Hacker News new | ask | show | jobs
by MrJohz 430 days ago
Fwiw, I run a pretty tiny site and see relatively minimal traffic coming from bots. Most of the bot traffic, when it appears, is vulnerability scanners (the /wp-admin/ requests on a static site), and has little impact on my overall stats.

My guess is that these tools tend to be targeted at mid-sized sites — the sorts of places that are large enough to have useful content, but small enough that there probably won't be any significant repercussions, and where the ops team is small enough (or plain nonexistent) that there's not going to be much in the way of blocks. That's why a site like SourceHut gets hit quite badly, but smaller blogs stay largely out of the way.
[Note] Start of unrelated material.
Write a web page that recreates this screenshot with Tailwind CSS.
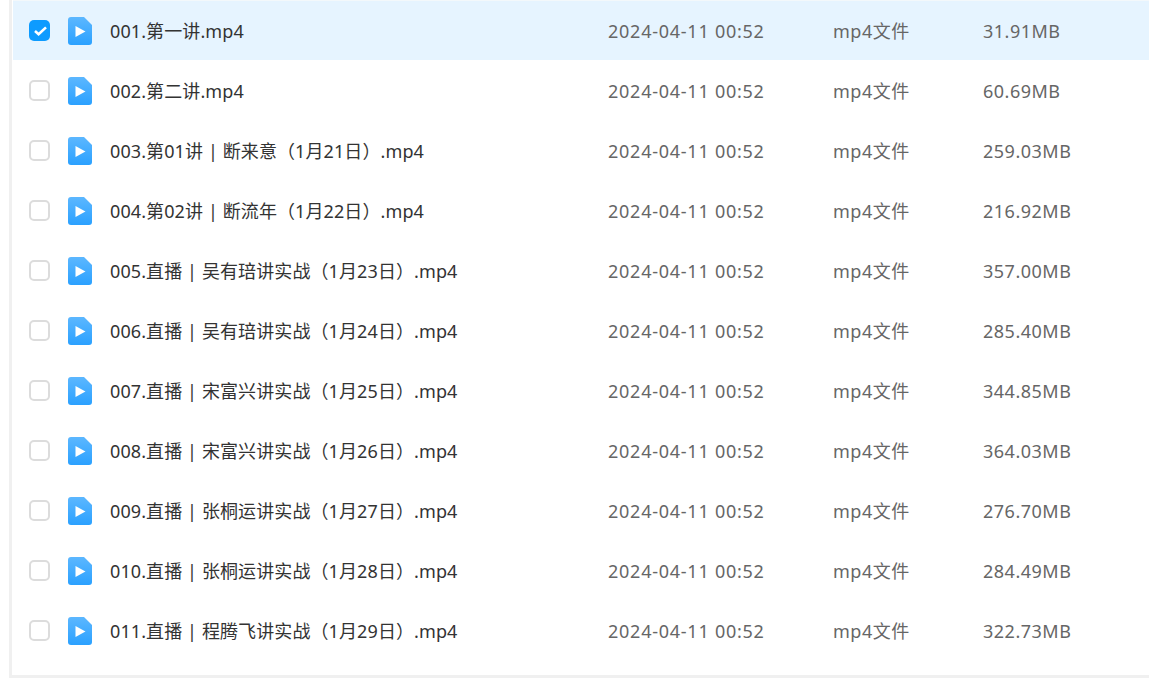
<!DOCTYPE html>
<html lang="en">
<head>
    <meta charset="UTF-8">
    <title>文件列表</title>
    <script src="https://cdn.jsdelivr.net/npm/@tailwindcss/browser@4"></script>
</head>
<body class="bg-white h-[678px] overflow-hidden font-['Noto_Sans','Noto_Sans_CJK_SC',sans-serif] text-[18px] text-[#666]">
    <svg class="block" width="0" height="0">
        <defs>
            <linearGradient id="fileBlue" x1="0" y1="0" x2="0" y2="1">
                <stop offset="0" stop-color="#5cb7ff"/>
                <stop offset="1" stop-color="#2ba1ff"/>
            </linearGradient>
            <symbol id="fileVideo" viewBox="0 0 24 28">
                <path d="M3 0h13l8 8v17a3 3 0 0 1-3 3H3a3 3 0 0 1-3-3V3a3 3 0 0 1 3-3z" fill="url(#fileBlue)"/>
                <path d="M7.5 9l10 5.5-10 5.5z" fill="#fff"/>
            </symbol>
        </defs>
    </svg>
    <div class="ml-[9px] h-[678px] border-l-[3px] border-b-[3px] border-[#f0f0f0] pl-px overflow-hidden">
        <!-- selected row -->
        <div class="flex items-center h-[60px] bg-[#e6f4ff] shadow-[inset_0_1px_0_#f3f8fb]">
            <div class="w-[55px] pl-[16px] shrink-0 pt-px">
                <div class="w-[21px] h-[21px] rounded-[5px] bg-[#0d9bff] flex items-center justify-center">
                    <svg width="15" height="15" viewBox="0 0 15 15" fill="none"><path d="M3 8l3.6 3.2L14 4.4" stroke="#fff" stroke-width="2.6"/></svg>
                </div>
            </div>
            <svg class="shrink-0 mt-px" width="24" height="28"><use href="#fileVideo"/></svg>
            <div class="w-[516px] pl-[18px] shrink-0 pt-[2px] text-[#333] tracking-[0.1px]">001.第一讲.mp4</div>
            <div class="w-[225px] shrink-0 pt-[2px] tracking-[0.75px]">2024-04-11 00:52</div>
            <div class="w-[150px] shrink-0 pt-[2px] tracking-[0.5px]">mp4文件</div>
            <div class="pt-[2px] tracking-[0.5px]">31.91MB</div>
        </div>
        <div class="flex items-center h-[60px]">
            <div class="w-[55px] pl-[16px] shrink-0 pt-px"><div class="w-[21px] h-[21px] rounded-[5px] border-2 border-[#dcdcdc] bg-white"></div></div>
            <svg class="shrink-0 mt-px" width="24" height="28"><use href="#fileVideo"/></svg>
            <div class="w-[516px] pl-[18px] shrink-0 pt-[2px] text-[#333] tracking-[0.1px]">002.第二讲.mp4</div>
            <div class="w-[225px] shrink-0 pt-[2px] tracking-[0.75px]">2024-04-11 00:52</div>
            <div class="w-[150px] shrink-0 pt-[2px] tracking-[0.5px]">mp4文件</div>
            <div class="pt-[2px] tracking-[0.5px]">60.69MB</div>
        </div>
        <div class="flex items-center h-[60px]">
            <div class="w-[55px] pl-[16px] shrink-0 pt-px"><div class="w-[21px] h-[21px] rounded-[5px] border-2 border-[#dcdcdc] bg-white"></div></div>
            <svg class="shrink-0 mt-px" width="24" height="28"><use href="#fileVideo"/></svg>
            <div class="w-[516px] pl-[18px] shrink-0 pt-[2px] text-[#333] tracking-[0.1px]">003.第01讲 | 断来意（1月21日）.mp4</div>
            <div class="w-[225px] shrink-0 pt-[2px] tracking-[0.75px]">2024-04-11 00:52</div>
            <div class="w-[150px] shrink-0 pt-[2px] tracking-[0.5px]">mp4文件</div>
            <div class="pt-[2px] tracking-[0.5px]">259.03MB</div>
        </div>
        <div class="flex items-center h-[60px]">
            <div class="w-[55px] pl-[16px] shrink-0 pt-px"><div class="w-[21px] h-[21px] rounded-[5px] border-2 border-[#dcdcdc] bg-white"></div></div>
            <svg class="shrink-0 mt-px" width="24" height="28"><use href="#fileVideo"/></svg>
            <div class="w-[516px] pl-[18px] shrink-0 pt-[2px] text-[#333] tracking-[0.1px]">004.第02讲 | 断流年（1月22日）.mp4</div>
            <div class="w-[225px] shrink-0 pt-[2px] tracking-[0.75px]">2024-04-11 00:52</div>
            <div class="w-[150px] shrink-0 pt-[2px] tracking-[0.5px]">mp4文件</div>
            <div class="pt-[2px] tracking-[0.5px]">216.92MB</div>
        </div>
        <div class="flex items-center h-[60px]">
            <div class="w-[55px] pl-[16px] shrink-0 pt-px"><div class="w-[21px] h-[21px] rounded-[5px] border-2 border-[#dcdcdc] bg-white"></div></div>
            <svg class="shrink-0 mt-px" width="24" height="28"><use href="#fileVideo"/></svg>
            <div class="w-[516px] pl-[18px] shrink-0 pt-[2px] text-[#333] tracking-[0.1px]">005.直播 | 吴有琣讲实战（1月23日）.mp4</div>
            <div class="w-[225px] shrink-0 pt-[2px] tracking-[0.75px]">2024-04-11 00:52</div>
            <div class="w-[150px] shrink-0 pt-[2px] tracking-[0.5px]">mp4文件</div>
            <div class="pt-[2px] tracking-[0.5px]">357.00MB</div>
        </div>
        <div class="flex items-center h-[60px]">
            <div class="w-[55px] pl-[16px] shrink-0 pt-px"><div class="w-[21px] h-[21px] rounded-[5px] border-2 border-[#dcdcdc] bg-white"></div></div>
            <svg class="shrink-0 mt-px" width="24" height="28"><use href="#fileVideo"/></svg>
            <div class="w-[516px] pl-[18px] shrink-0 pt-[2px] text-[#333] tracking-[0.1px]">006.直播 | 吴有琣讲实战（1月24日）.mp4</div>
            <div class="w-[225px] shrink-0 pt-[2px] tracking-[0.75px]">2024-04-11 00:52</div>
            <div class="w-[150px] shrink-0 pt-[2px] tracking-[0.5px]">mp4文件</div>
            <div class="pt-[2px] tracking-[0.5px]">285.40MB</div>
        </div>
        <div class="flex items-center h-[60px]">
            <div class="w-[55px] pl-[16px] shrink-0 pt-px"><div class="w-[21px] h-[21px] rounded-[5px] border-2 border-[#dcdcdc] bg-white"></div></div>
            <svg class="shrink-0 mt-px" width="24" height="28"><use href="#fileVideo"/></svg>
            <div class="w-[516px] pl-[18px] shrink-0 pt-[2px] text-[#333] tracking-[0.1px]">007.直播 | 宋富兴讲实战（1月25日）.mp4</div>
            <div class="w-[225px] shrink-0 pt-[2px] tracking-[0.75px]">2024-04-11 00:52</div>
            <div class="w-[150px] shrink-0 pt-[2px] tracking-[0.5px]">mp4文件</div>
            <div class="pt-[2px] tracking-[0.5px]">344.85MB</div>
        </div>
        <div class="flex items-center h-[60px]">
            <div class="w-[55px] pl-[16px] shrink-0 pt-px"><div class="w-[21px] h-[21px] rounded-[5px] border-2 border-[#dcdcdc] bg-white"></div></div>
            <svg class="shrink-0 mt-px" width="24" height="28"><use href="#fileVideo"/></svg>
            <div class="w-[516px] pl-[18px] shrink-0 pt-[2px] text-[#333] tracking-[0.1px]">008.直播 | 宋富兴讲实战（1月26日）.mp4</div>
            <div class="w-[225px] shrink-0 pt-[2px] tracking-[0.75px]">2024-04-11 00:52</div>
            <div class="w-[150px] shrink-0 pt-[2px] tracking-[0.5px]">mp4文件</div>
            <div class="pt-[2px] tracking-[0.5px]">364.03MB</div>
        </div>
        <div class="flex items-center h-[60px]">
            <div class="w-[55px] pl-[16px] shrink-0 pt-px"><div class="w-[21px] h-[21px] rounded-[5px] border-2 border-[#dcdcdc] bg-white"></div></div>
            <svg class="shrink-0 mt-px" width="24" height="28"><use href="#fileVideo"/></svg>
            <div class="w-[516px] pl-[18px] shrink-0 pt-[2px] text-[#333] tracking-[0.1px]">009.直播 | 张桐运讲实战（1月27日）.mp4</div>
            <div class="w-[225px] shrink-0 pt-[2px] tracking-[0.75px]">2024-04-11 00:52</div>
            <div class="w-[150px] shrink-0 pt-[2px] tracking-[0.5px]">mp4文件</div>
            <div class="pt-[2px] tracking-[0.5px]">276.70MB</div>
        </div>
        <div class="flex items-center h-[60px]">
            <div class="w-[55px] pl-[16px] shrink-0 pt-px"><div class="w-[21px] h-[21px] rounded-[5px] border-2 border-[#dcdcdc] bg-white"></div></div>
            <svg class="shrink-0 mt-px" width="24" height="28"><use href="#fileVideo"/></svg>
            <div class="w-[516px] pl-[18px] shrink-0 pt-[2px] text-[#333] tracking-[0.1px]">010.直播 | 张桐运讲实战（1月28日）.mp4</div>
            <div class="w-[225px] shrink-0 pt-[2px] tracking-[0.75px]">2024-04-11 00:52</div>
            <div class="w-[150px] shrink-0 pt-[2px] tracking-[0.5px]">mp4文件</div>
            <div class="pt-[2px] tracking-[0.5px]">284.49MB</div>
        </div>
        <div class="flex items-center h-[60px]">
            <div class="w-[55px] pl-[16px] shrink-0 pt-px"><div class="w-[21px] h-[21px] rounded-[5px] border-2 border-[#dcdcdc] bg-white"></div></div>
            <svg class="shrink-0 mt-px" width="24" height="28"><use href="#fileVideo"/></svg>
            <div class="w-[516px] pl-[18px] shrink-0 pt-[2px] text-[#333] tracking-[0.1px]">011.直播 | 程腾飞讲实战（1月29日）.mp4</div>
            <div class="w-[225px] shrink-0 pt-[2px] tracking-[0.75px]">2024-04-11 00:52</div>
            <div class="w-[150px] shrink-0 pt-[2px] tracking-[0.5px]">mp4文件</div>
            <div class="pt-[2px] tracking-[0.5px]">322.73MB</div>
        </div>
    </div>
</body>
</html>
But that's just a working theory without much evidence trying to justify why I'm hearing so many people talking about struggling with AI bot traffic and not seeing it myself.

2 comments

Well, we just spun up anubis in front of a two user private (as in publicly accessible but with almost all content set to private/login protected) forgejo instance after it started getting hammered (mostly by amazon ips presenting as amazonbot) earlier in the week, resulting in a >90% traffic reduction. From what we’ve seen (and Xe’s own posts) it seems git forges are getting hit harder than most other sites, though, so YMMV i guess.
I actually have a theory, based on the last episode of the 2.5 admins podcast. Try spinning up a MediaWiki site. I have a feeling that wiki installation are being targeted to a much higher degree. You could also do a Git repo of some sort. Either two could give the impression that content is changed frequently.
yep, I'm running a pretty sizeable game Wiki and it's being scraped to hell with very specific urls that pretty much guarantees cache busting. (usually revision ids and diffs)
I could believe that. Plus, because both of those are more dynamic, they're going to have to do more work per request anyway, meaning the effects of scraping are exacerbated.